A cryptocurrency's All-Time Low (ATL) represents the absolute lowest price at which a specific digital asset has ever been traded since its initial public offering or listing on an exchange. It is a fundamental data point that provides a historical reference for an asset's valuation, indicating the deepest point of its price journey. Unlike an All-Time High (ATH), which signifies peak optimism and demand, an ATL often reflects periods of extreme bearish sentiment, significant selling pressure, or even existential doubt about a project's future.

The Core Concept of ATL

ATLs are not merely arbitrary numbers; they are crucial benchmarks in a cryptocurrency's lifecycle. Every digital asset, from established giants like Bitcoin and Ethereum to newer altcoins, begins its trading history and establishes a series of price points. The lowest among these, recorded across all relevant exchanges, becomes its ATL. This figure is dynamic; if the price drops below a previously recorded ATL, a new one is established, resetting this historical marker.

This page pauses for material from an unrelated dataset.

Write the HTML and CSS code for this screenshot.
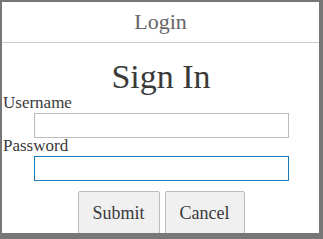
FILE: index.html
```html
<!DOCTYPE html>
<html lang="en">
<head>
    <meta charset="UTF-8">
    <meta name="viewport" content="width=device-width, initial-scale=1.0">
    <title>Login</title>
    <link rel="stylesheet" href="styles.css">
</head>
<body>
    <div class="dialog">
        <div class="dialog-title">Login</div>
        <form class="login-form">
            <h1>Sign In</h1>
            <label for="username">Username</label>
            <input type="text" id="username" class="field">
            <label for="password">Password</label>
            <input type="password" id="password" class="field focused">
            <div class="actions">
                <button type="button">Submit</button>
                <button type="button">Cancel</button>
            </div>
        </form>
    </div>
</body>
</html>
```

FILE: styles.css
```css
* {
    margin: 0;
    padding: 0;
    box-sizing: border-box;
}
body {
    background: #777;
    font-family: "Liberation Serif", serif;
    color: #3a3a3a;
}
.dialog {
    margin: 2px 4px 0 2px;
    height: 231px;
    background: #fff;
    overflow: hidden;
}
.dialog-title {
    height: 41px;
    line-height: 40px;
    border-bottom: 1px solid #ccc;
    text-align: center;
    font-size: 22px;
    color: #666;
}
.login-form {
    padding-left: 1px;
}
h1 {
    font-weight: normal;
    font-size: 34px;
    line-height: 36px;
    text-align: center;
    margin-top: 16px;
}
label {
    display: block;
    font-size: 17px;
    line-height: 18px;
    margin-top: -1px;
}
.field {
    display: block;
    width: 255px;
    height: 25px;
    margin-left: 31px;
    margin-top: 1px;
    border: 1px solid #bbb;
    outline: none;
    font: inherit;
}
.field.focused {
    border-color: #1a7ab8;
}
.actions {
    display: flex;
    justify-content: center;
    gap: 5px;
    margin-top: 10px;
}
.actions button {
    font-family: inherit;
    font-size: 18px;
    line-height: 22px;
    color: #3a3a3a;
    padding: 10px 14px 14px;
    background: #f0f0f0;
    border: 1px solid #bbb;
    border-radius: 2px;
}
```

Why ATLs are Important for Investors

For investors and traders, an ATL offers several critical insights. It helps in:

  1. Historical Performance Analysis: Understanding the full range of an asset's price history, from its lowest to its highest points, is vital for comprehensive analysis.
  2. Risk Assessment: A cryptocurrency that frequently sets new ATLs might signal persistent underlying issues or a lack of market confidence, indicating higher risk.
  3. Identifying Potential Entry Points: Some investors view ATLs as potential capitulation points, where selling pressure might exhaust itself, leading to a possible rebound. However, this strategy carries significant risk.
  4. Market Sentiment Gauging: A sustained move towards or below an ATL often reflects widespread fear, panic selling, or a loss of faith in the asset or the broader market.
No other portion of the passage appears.